[Task to complete]
Gather the lines below that include the string "styles", copying each in full.
= = = = = = =
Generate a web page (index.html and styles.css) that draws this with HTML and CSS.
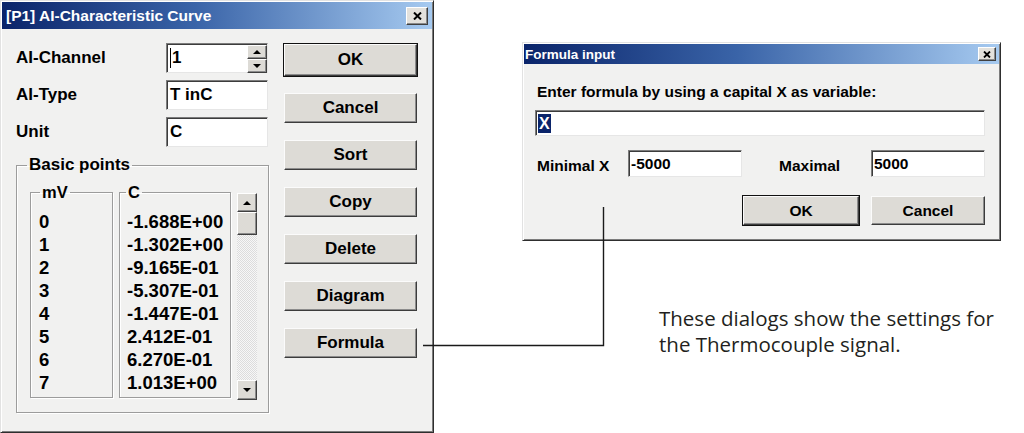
FILE: index.html
```html
<!DOCTYPE html>
<html lang="en">
<head>
<meta charset="utf-8">
<title>AI-Characteristic Curve</title>
<link rel="stylesheet" href="styles.css">
</head>
<body>
<div class="canvas">
  <section class="dlg dlg-main">
    <header class="titlebar">
      <span class="title">[P1] AI-Characteristic Curve</span>
      <span class="close"><svg width="9" height="8" viewBox="0 0 9 8"><path d="M1 0.5 L8 7.5 M8 0.5 L1 7.5" stroke="#000" stroke-width="2" fill="none"/></svg></span>
    </header>
    <div class="main-body">
      <div class="form-col">
        <div class="fields">
          <div class="field-row">
            <span class="lbl">AI-Channel</span>
            <div class="edit spin-edit">
              <span class="val"><span class="caret"></span>1</span>
              <span class="spin">
                <span class="spin-btn"><span class="tri up"></span></span>
                <span class="spin-btn"><span class="tri down"></span></span>
              </span>
            </div>
          </div>
          <div class="field-row">
            <span class="lbl">AI-Type</span>
            <div class="edit">T inC</div>
          </div>
          <div class="field-row">
            <span class="lbl">Unit</span>
            <div class="edit">C</div>
          </div>
        </div>
        <fieldset class="group">
          <legend>Basic points</legend>
          <div class="points">
            <fieldset class="col col-mv">
              <legend>mV</legend>
              <div class="cell">0</div><div class="cell">1</div><div class="cell">2</div><div class="cell">3</div>
              <div class="cell">4</div><div class="cell">5</div><div class="cell">6</div><div class="cell">7</div>
            </fieldset>
            <fieldset class="col col-c">
              <legend>C</legend>
              <div class="cell">-1.688E+00</div><div class="cell">-1.302E+00</div><div class="cell">-9.165E-01</div><div class="cell">-5.307E-01</div>
              <div class="cell">-1.447E-01</div><div class="cell">2.412E-01</div><div class="cell">6.270E-01</div><div class="cell">1.013E+00</div>
            </fieldset>
            <div class="vscroll">
              <span class="sb-btn"><span class="tri up"></span></span>
              <span class="sb-thumb"></span>
              <span class="sb-track"></span>
              <span class="sb-btn sb-down"><span class="tri down"></span></span>
            </div>
          </div>
        </fieldset>
      </div>
      <div class="btn-col">
        <div class="btn default">OK</div>
        <div class="btn">Cancel</div>
        <div class="btn">Sort</div>
        <div class="btn">Copy</div>
        <div class="btn">Delete</div>
        <div class="btn">Diagram</div>
        <div class="btn">Formula</div>
      </div>
    </div>
  </section>

  <section class="dlg dlg-formula">
    <header class="titlebar">
      <span class="title">Formula input</span>
      <span class="close"><svg width="8" height="7" viewBox="0 0 8 7"><path d="M1 0.5 L7 6.5 M7 0.5 L1 6.5" stroke="#000" stroke-width="1.8" fill="none"/></svg></span>
    </header>
    <div class="formula-body">
      <div class="prompt">Enter formula by using a capital X as variable:</div>
      <div class="edit f-edit"><span class="sel">X</span></div>
      <div class="range-row">
        <span class="f-lbl">Minimal X</span>
        <div class="edit f-num">-5000</div>
        <span class="f-lbl f-lbl-max">Maximal</span>
        <div class="edit f-num">5000</div>
      </div>
      <div class="f-buttons">
        <div class="btn f-btn default">OK</div>
        <div class="btn f-btn">Cancel</div>
      </div>
    </div>
  </section>

  <svg class="connector" width="1024" height="433" viewBox="0 0 1024 433">
    <polyline points="423,345.5 603.5,345.5 603.5,207" fill="none" stroke="#1a1a1a" stroke-width="1.4"/>
  </svg>

  <p class="note">These dialogs show the settings for<br>the Thermocouple signal.</p>
</div>
</body>
</html>
```

FILE: styles.css
```css
* { box-sizing: border-box; }
html, body { margin: 0; padding: 0; }
body {
  background: #fff;
  width: 1024px;
  height: 433px;
  overflow: hidden;
  font-family: "Liberation Sans", Arial, sans-serif;
  color: #000;
}
.canvas { position: relative; width: 1024px; height: 433px; }

/* window frame */
.dlg {
  position: absolute;
  display: flex;
  flex-direction: column;
  background: #f1f1f0;
  border: 1px solid;
  border-color: #e2e2e2 #2e2e2e #2e2e2e #e2e2e2;
  box-shadow: inset 1px 1px #fff, inset -1px -1px #7c7c7c;
  padding: 1px;
}
.dlg-main { left: 0; top: 0; width: 434px; height: 433px; }
.dlg-formula { left: 522px; top: 42px; width: 479px; height: 199px; }

.titlebar {
  display: flex;
  align-items: center;
  justify-content: space-between;
  background: linear-gradient(to right, #0a246a 0%, #3a64a8 45%, #a6caf0 100%);
  color: #fff;
  font-weight: bold;
  flex: none;
}
.dlg-main .titlebar { height: 27px; padding: 0 4px 0 4px; font-size: 15.5px; }
.dlg-formula .titlebar { height: 20px; padding: 0 3px 0 1px; font-size: 13.5px; }

.close {
  display: flex;
  align-items: center;
  justify-content: center;
  background: #e3e1dc;
  border: 1px solid;
  border-color: #fff #404040 #404040 #fff;
  box-shadow: inset -1px -1px #8a8a8a;
}
.dlg-main .close { width: 22px; height: 18px; }
.dlg-formula .close { width: 18px; height: 14px; }

/* buttons */
.btn {
  display: flex;
  align-items: center;
  justify-content: center;
  height: 30px;
  background: #dddbd6;
  border: 1px solid;
  border-color: #fbfbfb #3c3c3c #3c3c3c #fbfbfb;
  box-shadow: inset -1px -1px #8c8c8c;
  font-size: 17px;
  font-weight: bold;
}
.btn.default {
  box-shadow: 0 0 0 1px #111, inset -1px -1px #8c8c8c;
}

/* sunken edit */
.edit {
  display: flex;
  align-items: center;
  background: #fff;
  border: 1px solid;
  border-color: #7c7c7c #e6e6e6 #e6e6e6 #7c7c7c;
  box-shadow: inset 1px 1px #3c3c3c;
  padding-left: 3px;
  font-size: 17px;
  font-weight: bold;
}

/* main dialog */
.main-body {
  flex: 1;
  display: flex;
  gap: 15px;
  padding: 14px 13px 0 14px;
}
.form-col { width: 253px; display: flex; flex-direction: column; }
.fields { display: flex; flex-direction: column; gap: 7px; }
.field-row { display: flex; align-items: center; height: 30px; }
.lbl { width: 150px; font-size: 17px; font-weight: bold; }
.field-row .edit { width: 102px; height: 30px; }

.spin-edit { justify-content: space-between; padding-right: 0; }
.val { display: flex; align-items: center; }
.caret { width: 1px; height: 20px; background: #000; margin-right: 1px; }
.spin { display: flex; flex-direction: column; width: 20px; height: 28px; margin-top: 1px; }
.spin-btn, .sb-btn {
  flex: 1;
  display: flex;
  align-items: center;
  justify-content: center;
  background: #dddbd6;
  border: 1px solid;
  border-color: #fff #404040 #404040 #fff;
  box-shadow: inset -1px -1px #8c8c8c;
}
.tri { width: 0; height: 0; border-left: 4px solid transparent; border-right: 4px solid transparent; }
.tri.up { border-bottom: 4px solid #000; }
.tri.down { border-top: 4px solid #000; }

/* group boxes */
.group {
  margin: 8px 0 0;
  padding: 7px 11px 12px 13px;
  min-width: 0;
  width: 253px;
  border: 1px solid #9c9c9c;
  box-shadow: inset 1px 1px #fff, 1px 1px #fff;
}
.group > legend {
  font-size: 17px;
  font-weight: bold;
  line-height: 20px;
  padding: 0 2px;
  margin-left: -3px;
}
.points { display: flex; align-items: flex-start; gap: 6px; }
.col {
  margin: 0;
  min-width: 0;
  border: 1px solid #9c9c9c;
  box-shadow: inset 1px 1px #fff, 1px 1px #fff;
  padding: 8px 0 3px 8px;
}
.col legend {
  font-size: 16.5px;
  font-weight: bold;
  line-height: 20px;
  padding: 0 2px;
}
.col-mv { width: 83px; }
.col-mv legend { margin-left: 1px; }
.col-c { width: 112px; padding-left: 7px; }
.col-c legend { margin-left: -1px; }
.cell { font-size: 18.5px; font-weight: bold; line-height: 23px; height: 23px; white-space: nowrap; }

.vscroll {
  width: 20px;
  height: 207px;
  margin-top: 11px;
  display: flex;
  flex-direction: column;
  background: repeating-conic-gradient(#f7f7f7 0 25%, #dcdcdc 0 50%) 0 0 / 2px 2px;
}
.sb-btn { flex: none; height: 19px; }
.sb-down { height: 20px; }
.sb-thumb {
  height: 23px;
  background: #dddbd6;
  border: 1px solid;
  border-color: #fff #404040 #404040 #fff;
  box-shadow: inset -1px -1px #8c8c8c;
}
.sb-track { flex: 1; }

.btn-col { width: 133px; display: flex; flex-direction: column; gap: 17px; padding-top: 1px; }
.btn-col .btn.default { height: 32px; }

/* formula dialog */
.formula-body {
  flex: 1;
  display: flex;
  flex-direction: column;
  padding: 19px 14px 0 11px;
  font-size: 15.5px;
  font-weight: bold;
}
.prompt { line-height: 18px; padding-left: 2px; }
.f-edit { margin-top: 9px; height: 26px; padding-left: 2px; }
.sel {
  background: #0a246a;
  color: #fff;
  font-size: 16px;
  line-height: 19px;
  padding: 0 1px;
}
.range-row {
  margin-top: 14px;
  display: grid;
  grid-template-columns: 93px 114px 129px 114px;
  align-items: center;
  height: 27px;
}
.f-lbl { padding-left: 2px; padding-top: 4px; }
.f-lbl-max { padding-left: 37px; }
.f-num { height: 27px; font-size: 15.5px; padding-left: 2px; }
.f-buttons { margin-top: 19px; display: flex; justify-content: flex-end; gap: 12px; }
.f-btn { height: 29px; width: 114px; font-size: 15.5px; }
.f-btn.default { width: 116px; }

/* annotation */
.connector { position: absolute; left: 0; top: 0; pointer-events: none; }
.note {
  position: absolute;
  left: 659px;
  top: 306px;
  margin: 0;
  font-family: "Open Sans", "Noto Sans", sans-serif;
  font-size: 20.5px;
  line-height: 25.5px;
  color: #231f20;
}
```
= = = = = = =
[Response for this exercise]
Generate a web page (index.html and styles.css) that draws this with HTML and CSS.
<link rel="stylesheet" href="styles.css">
FILE: styles.css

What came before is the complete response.